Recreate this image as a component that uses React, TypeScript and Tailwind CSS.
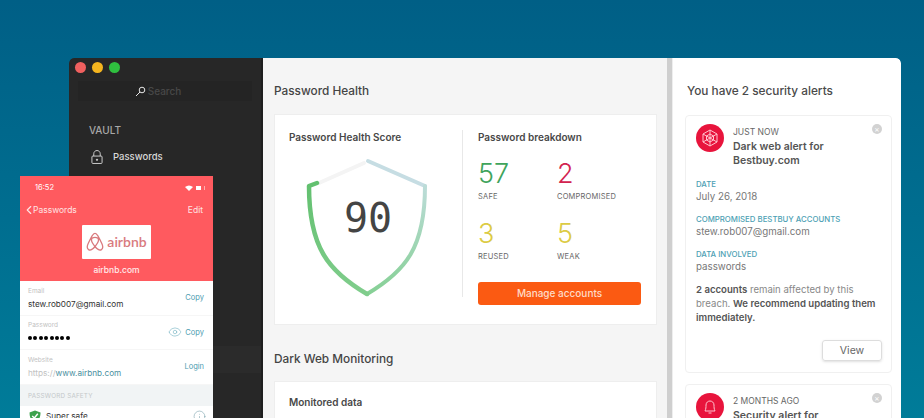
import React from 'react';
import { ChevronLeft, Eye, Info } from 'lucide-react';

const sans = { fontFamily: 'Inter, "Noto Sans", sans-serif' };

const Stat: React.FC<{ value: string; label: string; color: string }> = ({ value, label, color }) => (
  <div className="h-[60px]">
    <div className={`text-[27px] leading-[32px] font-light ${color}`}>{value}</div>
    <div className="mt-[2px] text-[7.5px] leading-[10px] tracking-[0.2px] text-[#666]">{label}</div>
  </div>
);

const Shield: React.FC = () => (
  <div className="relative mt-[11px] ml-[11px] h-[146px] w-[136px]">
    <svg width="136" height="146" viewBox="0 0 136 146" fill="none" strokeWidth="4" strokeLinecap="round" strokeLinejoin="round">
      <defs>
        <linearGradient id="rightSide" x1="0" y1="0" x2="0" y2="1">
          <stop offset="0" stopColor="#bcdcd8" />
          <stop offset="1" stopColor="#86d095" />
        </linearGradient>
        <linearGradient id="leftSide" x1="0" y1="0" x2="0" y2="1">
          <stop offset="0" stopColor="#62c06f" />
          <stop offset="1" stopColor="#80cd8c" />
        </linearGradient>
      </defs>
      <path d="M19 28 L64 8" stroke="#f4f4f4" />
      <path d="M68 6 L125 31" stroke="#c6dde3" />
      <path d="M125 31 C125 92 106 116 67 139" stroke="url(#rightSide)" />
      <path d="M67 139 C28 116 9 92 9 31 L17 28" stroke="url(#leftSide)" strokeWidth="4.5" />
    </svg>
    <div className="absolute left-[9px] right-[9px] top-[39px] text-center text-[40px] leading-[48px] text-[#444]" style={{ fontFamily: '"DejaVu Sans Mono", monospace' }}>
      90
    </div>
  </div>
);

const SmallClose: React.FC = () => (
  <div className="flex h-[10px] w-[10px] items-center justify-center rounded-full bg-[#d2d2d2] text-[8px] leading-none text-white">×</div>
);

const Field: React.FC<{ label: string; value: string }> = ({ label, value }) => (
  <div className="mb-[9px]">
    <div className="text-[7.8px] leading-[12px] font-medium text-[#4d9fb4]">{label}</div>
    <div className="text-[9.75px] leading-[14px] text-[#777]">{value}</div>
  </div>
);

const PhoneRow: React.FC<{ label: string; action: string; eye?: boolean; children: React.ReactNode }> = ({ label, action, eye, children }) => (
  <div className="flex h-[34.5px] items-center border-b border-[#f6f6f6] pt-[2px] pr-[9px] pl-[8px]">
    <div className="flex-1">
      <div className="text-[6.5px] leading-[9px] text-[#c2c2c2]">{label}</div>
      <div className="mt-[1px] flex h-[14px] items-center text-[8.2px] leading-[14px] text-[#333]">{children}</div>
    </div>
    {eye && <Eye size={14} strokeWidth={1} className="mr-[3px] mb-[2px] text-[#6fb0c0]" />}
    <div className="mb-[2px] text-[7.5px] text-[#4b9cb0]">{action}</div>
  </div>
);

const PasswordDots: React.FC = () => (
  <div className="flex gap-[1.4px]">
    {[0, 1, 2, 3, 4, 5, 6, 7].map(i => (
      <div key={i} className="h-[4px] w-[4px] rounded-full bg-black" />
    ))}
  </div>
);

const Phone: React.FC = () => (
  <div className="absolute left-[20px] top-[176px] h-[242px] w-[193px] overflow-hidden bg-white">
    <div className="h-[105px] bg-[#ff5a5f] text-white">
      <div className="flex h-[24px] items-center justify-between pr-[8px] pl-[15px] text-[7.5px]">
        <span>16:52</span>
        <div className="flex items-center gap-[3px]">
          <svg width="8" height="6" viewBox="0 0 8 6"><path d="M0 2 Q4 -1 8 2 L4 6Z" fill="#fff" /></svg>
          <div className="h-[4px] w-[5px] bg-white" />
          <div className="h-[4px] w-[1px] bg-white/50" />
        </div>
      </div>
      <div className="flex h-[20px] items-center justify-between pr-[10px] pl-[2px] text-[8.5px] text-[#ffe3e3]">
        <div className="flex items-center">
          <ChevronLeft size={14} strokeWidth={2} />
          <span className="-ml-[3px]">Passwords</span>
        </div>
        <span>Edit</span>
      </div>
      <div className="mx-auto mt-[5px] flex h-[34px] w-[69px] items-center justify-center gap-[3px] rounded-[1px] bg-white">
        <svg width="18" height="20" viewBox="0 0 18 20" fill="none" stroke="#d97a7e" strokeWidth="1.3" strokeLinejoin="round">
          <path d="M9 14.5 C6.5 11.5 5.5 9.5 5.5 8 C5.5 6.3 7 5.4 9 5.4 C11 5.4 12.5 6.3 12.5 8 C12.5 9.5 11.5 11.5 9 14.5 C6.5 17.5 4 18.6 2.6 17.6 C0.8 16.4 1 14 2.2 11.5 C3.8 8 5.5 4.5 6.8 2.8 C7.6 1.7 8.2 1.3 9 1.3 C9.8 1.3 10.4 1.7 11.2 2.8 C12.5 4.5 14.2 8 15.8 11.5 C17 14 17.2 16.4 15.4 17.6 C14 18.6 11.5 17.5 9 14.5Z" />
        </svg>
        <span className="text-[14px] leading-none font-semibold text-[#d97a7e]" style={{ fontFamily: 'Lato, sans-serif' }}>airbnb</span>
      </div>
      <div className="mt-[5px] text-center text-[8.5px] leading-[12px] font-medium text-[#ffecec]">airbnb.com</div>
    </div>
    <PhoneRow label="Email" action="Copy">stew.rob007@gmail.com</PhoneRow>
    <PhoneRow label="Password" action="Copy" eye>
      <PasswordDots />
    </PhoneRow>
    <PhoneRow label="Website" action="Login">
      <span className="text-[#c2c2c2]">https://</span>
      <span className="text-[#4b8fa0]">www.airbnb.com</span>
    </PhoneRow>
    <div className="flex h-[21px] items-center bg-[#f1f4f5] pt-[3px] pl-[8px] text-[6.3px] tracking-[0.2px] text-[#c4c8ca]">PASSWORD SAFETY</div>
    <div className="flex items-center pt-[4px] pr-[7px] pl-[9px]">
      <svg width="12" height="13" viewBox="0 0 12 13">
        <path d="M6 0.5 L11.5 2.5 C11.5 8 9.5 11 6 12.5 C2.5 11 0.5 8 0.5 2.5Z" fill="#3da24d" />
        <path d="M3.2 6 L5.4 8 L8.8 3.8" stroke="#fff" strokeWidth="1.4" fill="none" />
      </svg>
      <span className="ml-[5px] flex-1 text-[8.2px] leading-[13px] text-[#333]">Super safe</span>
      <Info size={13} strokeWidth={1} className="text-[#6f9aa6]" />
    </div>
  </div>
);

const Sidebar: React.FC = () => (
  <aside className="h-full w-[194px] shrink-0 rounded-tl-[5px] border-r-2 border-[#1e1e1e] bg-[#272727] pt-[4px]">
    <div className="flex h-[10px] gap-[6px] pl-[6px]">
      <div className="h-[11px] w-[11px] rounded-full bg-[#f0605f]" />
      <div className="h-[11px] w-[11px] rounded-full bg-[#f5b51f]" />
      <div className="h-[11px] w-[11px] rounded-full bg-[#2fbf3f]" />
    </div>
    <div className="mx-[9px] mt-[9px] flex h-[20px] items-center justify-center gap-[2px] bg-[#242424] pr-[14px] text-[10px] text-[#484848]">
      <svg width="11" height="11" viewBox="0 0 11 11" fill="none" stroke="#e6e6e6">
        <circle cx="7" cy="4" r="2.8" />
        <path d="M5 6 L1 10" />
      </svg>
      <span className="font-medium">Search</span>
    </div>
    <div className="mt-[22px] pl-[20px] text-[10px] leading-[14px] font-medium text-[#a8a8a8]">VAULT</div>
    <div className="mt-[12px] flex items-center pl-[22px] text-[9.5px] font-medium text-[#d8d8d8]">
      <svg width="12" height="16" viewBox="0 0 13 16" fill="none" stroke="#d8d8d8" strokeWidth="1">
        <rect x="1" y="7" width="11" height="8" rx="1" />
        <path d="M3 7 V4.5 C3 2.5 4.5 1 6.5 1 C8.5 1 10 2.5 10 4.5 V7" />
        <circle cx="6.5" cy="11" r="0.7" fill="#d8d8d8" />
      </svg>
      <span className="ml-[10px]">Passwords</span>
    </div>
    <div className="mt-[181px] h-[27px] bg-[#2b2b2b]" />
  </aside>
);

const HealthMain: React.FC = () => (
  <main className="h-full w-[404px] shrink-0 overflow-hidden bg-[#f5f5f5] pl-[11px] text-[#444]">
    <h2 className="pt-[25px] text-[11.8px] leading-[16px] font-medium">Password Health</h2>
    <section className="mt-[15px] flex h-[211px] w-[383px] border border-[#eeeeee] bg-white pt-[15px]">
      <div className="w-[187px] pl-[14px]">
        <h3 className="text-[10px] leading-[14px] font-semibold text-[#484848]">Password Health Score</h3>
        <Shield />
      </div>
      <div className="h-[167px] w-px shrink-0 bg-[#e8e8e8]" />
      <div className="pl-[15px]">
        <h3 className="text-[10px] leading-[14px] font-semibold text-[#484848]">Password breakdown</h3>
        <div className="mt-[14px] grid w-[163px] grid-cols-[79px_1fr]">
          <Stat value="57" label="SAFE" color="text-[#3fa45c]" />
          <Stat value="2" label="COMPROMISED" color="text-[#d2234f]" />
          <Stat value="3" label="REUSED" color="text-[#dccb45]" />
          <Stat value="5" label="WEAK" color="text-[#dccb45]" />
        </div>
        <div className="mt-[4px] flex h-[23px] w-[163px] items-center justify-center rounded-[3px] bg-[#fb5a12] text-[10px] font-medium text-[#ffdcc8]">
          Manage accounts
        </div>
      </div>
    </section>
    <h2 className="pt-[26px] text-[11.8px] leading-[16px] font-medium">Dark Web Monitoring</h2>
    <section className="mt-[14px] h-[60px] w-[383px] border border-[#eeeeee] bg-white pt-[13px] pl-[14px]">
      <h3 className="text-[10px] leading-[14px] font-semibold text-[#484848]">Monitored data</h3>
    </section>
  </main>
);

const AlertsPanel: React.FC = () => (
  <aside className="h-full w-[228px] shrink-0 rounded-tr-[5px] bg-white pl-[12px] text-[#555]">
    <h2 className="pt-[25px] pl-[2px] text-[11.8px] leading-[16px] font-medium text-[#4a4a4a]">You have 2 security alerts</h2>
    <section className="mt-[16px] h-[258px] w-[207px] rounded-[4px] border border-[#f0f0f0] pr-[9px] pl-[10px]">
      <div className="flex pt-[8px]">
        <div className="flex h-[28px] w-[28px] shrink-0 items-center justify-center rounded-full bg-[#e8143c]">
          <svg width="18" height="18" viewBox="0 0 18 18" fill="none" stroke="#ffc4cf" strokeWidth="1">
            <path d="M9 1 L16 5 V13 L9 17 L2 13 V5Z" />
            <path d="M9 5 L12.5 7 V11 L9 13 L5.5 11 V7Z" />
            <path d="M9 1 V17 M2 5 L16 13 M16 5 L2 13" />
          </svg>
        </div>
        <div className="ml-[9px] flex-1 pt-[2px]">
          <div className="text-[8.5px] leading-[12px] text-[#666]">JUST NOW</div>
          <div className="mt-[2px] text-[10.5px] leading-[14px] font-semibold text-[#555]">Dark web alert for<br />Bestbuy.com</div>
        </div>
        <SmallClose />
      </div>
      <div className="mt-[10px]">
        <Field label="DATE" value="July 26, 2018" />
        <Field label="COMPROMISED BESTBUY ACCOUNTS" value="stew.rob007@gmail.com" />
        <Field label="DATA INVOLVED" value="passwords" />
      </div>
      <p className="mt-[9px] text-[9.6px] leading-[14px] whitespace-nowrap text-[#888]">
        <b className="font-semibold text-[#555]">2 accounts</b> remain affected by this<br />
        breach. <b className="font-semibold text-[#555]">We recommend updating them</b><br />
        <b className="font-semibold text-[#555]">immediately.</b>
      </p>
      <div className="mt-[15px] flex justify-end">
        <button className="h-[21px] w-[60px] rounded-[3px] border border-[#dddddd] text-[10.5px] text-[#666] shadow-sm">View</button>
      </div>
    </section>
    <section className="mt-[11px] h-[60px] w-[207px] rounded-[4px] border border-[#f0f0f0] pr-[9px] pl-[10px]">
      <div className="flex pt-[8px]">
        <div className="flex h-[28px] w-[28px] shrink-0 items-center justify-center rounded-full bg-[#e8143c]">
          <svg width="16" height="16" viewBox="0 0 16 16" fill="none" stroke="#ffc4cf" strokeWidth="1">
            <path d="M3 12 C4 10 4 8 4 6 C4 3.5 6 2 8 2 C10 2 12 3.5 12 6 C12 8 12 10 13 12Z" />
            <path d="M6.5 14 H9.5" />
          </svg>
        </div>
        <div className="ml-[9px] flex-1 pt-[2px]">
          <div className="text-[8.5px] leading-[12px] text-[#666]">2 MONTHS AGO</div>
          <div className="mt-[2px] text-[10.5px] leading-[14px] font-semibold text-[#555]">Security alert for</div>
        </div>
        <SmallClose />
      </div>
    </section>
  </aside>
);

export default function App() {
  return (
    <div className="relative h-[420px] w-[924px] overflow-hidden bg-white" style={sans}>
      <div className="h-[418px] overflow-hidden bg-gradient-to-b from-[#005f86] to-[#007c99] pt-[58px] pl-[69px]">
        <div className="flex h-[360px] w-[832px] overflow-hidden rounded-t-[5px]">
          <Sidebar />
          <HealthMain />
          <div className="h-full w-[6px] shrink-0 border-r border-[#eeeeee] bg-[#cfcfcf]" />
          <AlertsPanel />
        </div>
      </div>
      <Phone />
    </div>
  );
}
==
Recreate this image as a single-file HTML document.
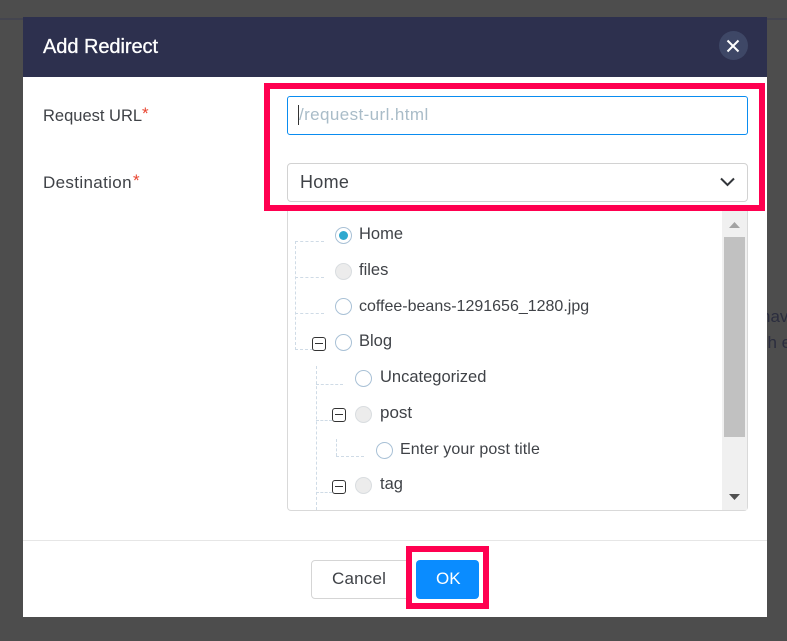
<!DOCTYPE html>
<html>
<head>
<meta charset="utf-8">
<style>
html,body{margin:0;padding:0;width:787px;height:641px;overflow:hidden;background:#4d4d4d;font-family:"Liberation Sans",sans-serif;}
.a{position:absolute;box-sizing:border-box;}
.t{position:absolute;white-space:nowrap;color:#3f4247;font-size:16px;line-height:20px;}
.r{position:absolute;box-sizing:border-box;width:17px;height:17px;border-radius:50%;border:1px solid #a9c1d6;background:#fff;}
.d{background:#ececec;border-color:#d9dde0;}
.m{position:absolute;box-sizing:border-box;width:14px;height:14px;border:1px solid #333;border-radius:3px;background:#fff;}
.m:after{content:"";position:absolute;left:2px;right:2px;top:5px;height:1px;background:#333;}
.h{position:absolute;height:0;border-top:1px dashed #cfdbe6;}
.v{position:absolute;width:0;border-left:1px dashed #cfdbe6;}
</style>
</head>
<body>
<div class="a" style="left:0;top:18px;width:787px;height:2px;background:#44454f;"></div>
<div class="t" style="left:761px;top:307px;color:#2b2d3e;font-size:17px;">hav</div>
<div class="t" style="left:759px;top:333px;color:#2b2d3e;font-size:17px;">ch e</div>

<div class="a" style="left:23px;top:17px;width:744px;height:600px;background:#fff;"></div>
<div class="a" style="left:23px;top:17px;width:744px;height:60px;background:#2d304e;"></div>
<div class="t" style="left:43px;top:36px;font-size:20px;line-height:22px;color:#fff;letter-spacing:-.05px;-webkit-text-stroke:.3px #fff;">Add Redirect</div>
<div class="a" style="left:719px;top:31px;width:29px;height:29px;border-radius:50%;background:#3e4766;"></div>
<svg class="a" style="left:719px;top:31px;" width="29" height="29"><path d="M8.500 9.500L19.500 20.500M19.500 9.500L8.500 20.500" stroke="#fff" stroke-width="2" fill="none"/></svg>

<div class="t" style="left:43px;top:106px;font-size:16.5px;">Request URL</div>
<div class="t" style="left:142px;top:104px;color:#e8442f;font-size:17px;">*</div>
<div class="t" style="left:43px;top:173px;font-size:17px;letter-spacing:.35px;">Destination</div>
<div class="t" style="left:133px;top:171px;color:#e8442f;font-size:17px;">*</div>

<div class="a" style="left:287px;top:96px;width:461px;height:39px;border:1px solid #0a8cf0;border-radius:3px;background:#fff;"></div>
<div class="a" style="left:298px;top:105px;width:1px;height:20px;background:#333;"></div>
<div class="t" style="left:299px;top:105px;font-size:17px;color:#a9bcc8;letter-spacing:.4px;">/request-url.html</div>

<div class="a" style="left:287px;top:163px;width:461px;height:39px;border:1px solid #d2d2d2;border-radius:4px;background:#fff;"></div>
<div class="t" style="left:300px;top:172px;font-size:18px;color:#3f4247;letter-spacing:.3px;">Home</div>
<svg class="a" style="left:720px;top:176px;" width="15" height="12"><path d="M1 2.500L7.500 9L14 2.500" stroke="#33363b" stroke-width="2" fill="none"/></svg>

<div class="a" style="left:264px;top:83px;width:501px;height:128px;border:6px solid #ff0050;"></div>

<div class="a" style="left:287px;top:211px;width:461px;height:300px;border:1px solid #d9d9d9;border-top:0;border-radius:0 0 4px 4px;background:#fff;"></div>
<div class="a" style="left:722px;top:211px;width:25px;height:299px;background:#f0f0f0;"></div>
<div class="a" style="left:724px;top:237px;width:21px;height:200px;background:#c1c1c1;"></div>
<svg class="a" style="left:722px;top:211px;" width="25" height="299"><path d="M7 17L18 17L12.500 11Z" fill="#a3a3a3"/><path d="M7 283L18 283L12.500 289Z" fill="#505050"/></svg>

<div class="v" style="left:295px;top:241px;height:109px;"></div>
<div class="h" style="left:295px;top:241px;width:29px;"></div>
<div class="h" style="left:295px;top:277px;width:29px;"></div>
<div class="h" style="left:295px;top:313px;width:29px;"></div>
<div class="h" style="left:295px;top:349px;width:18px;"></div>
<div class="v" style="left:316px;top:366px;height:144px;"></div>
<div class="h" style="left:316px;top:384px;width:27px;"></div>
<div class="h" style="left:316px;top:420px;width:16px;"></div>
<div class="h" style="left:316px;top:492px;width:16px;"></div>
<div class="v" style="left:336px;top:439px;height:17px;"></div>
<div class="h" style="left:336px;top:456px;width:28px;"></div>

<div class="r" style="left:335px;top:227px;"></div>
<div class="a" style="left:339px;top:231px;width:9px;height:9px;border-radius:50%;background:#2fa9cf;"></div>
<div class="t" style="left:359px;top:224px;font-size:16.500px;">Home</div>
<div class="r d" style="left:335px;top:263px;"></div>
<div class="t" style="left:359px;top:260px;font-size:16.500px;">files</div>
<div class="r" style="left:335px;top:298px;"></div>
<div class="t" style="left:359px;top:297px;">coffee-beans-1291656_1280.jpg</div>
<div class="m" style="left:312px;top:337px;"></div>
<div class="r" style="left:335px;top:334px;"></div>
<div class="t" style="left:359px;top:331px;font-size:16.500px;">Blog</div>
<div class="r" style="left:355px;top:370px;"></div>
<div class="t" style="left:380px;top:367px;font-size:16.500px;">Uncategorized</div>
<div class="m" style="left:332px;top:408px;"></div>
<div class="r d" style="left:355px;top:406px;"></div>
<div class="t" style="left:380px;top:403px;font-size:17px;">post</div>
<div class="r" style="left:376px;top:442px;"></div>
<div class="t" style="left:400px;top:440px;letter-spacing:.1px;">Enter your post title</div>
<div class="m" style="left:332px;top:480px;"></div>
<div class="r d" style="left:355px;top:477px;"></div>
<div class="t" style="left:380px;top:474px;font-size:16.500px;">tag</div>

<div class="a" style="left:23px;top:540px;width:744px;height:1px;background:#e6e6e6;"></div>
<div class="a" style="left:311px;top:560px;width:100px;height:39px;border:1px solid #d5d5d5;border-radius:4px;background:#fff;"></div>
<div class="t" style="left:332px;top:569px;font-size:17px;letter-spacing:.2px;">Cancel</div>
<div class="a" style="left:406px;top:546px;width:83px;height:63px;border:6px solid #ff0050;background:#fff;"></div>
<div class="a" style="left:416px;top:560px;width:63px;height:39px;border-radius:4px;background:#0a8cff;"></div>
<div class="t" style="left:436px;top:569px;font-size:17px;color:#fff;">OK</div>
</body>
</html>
...
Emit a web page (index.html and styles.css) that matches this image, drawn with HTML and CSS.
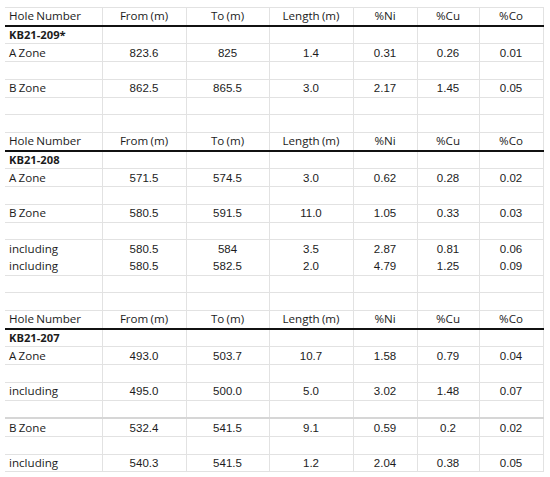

## Directive
Taking the material above, give again exactly the lines from the one holding "Recreate this image as a single-file" through the one holding "9.500L19.500 20.500M19.500 9.500L8.500", with both ends and without pictures.

## Task result
Recreate this image as a single-file HTML document.
<!DOCTYPE html>
<html>
<head>
<meta charset="utf-8">
<style>
html,body{margin:0;padding:0;width:787px;height:641px;overflow:hidden;background:#4d4d4d;font-family:"Liberation Sans",sans-serif;}
.a{position:absolute;box-sizing:border-box;}
.t{position:absolute;white-space:nowrap;color:#3f4247;font-size:16px;line-height:20px;}
.r{position:absolute;box-sizing:border-box;width:17px;height:17px;border-radius:50%;border:1px solid #a9c1d6;background:#fff;}
.d{background:#ececec;border-color:#d9dde0;}
.m{position:absolute;box-sizing:border-box;width:14px;height:14px;border:1px solid #333;border-radius:3px;background:#fff;}
.m:after{content:"";position:absolute;left:2px;right:2px;top:5px;height:1px;background:#333;}
.h{position:absolute;height:0;border-top:1px dashed #cfdbe6;}
.v{position:absolute;width:0;border-left:1px dashed #cfdbe6;}
</style>
</head>
<body>
<div class="a" style="left:0;top:18px;width:787px;height:2px;background:#44454f;"></div>
<div class="t" style="left:761px;top:307px;color:#2b2d3e;font-size:17px;">hav</div>
<div class="t" style="left:759px;top:333px;color:#2b2d3e;font-size:17px;">ch e</div>

<div class="a" style="left:23px;top:17px;width:744px;height:600px;background:#fff;"></div>
<div class="a" style="left:23px;top:17px;width:744px;height:60px;background:#2d304e;"></div>
<div class="t" style="left:43px;top:36px;font-size:20px;line-height:22px;color:#fff;letter-spacing:-.05px;-webkit-text-stroke:.3px #fff;">Add Redirect</div>
<div class="a" style="left:719px;top:31px;width:29px;height:29px;border-radius:50%;background:#3e4766;"></div>
<svg class="a" style="left:719px;top:31px;" width="29" height="29"><path d="M8.500 9.500L19.500 20.500M19.500 9.500L8.500 20.500" stroke="#fff" stroke-width="2" fill="none"/></svg>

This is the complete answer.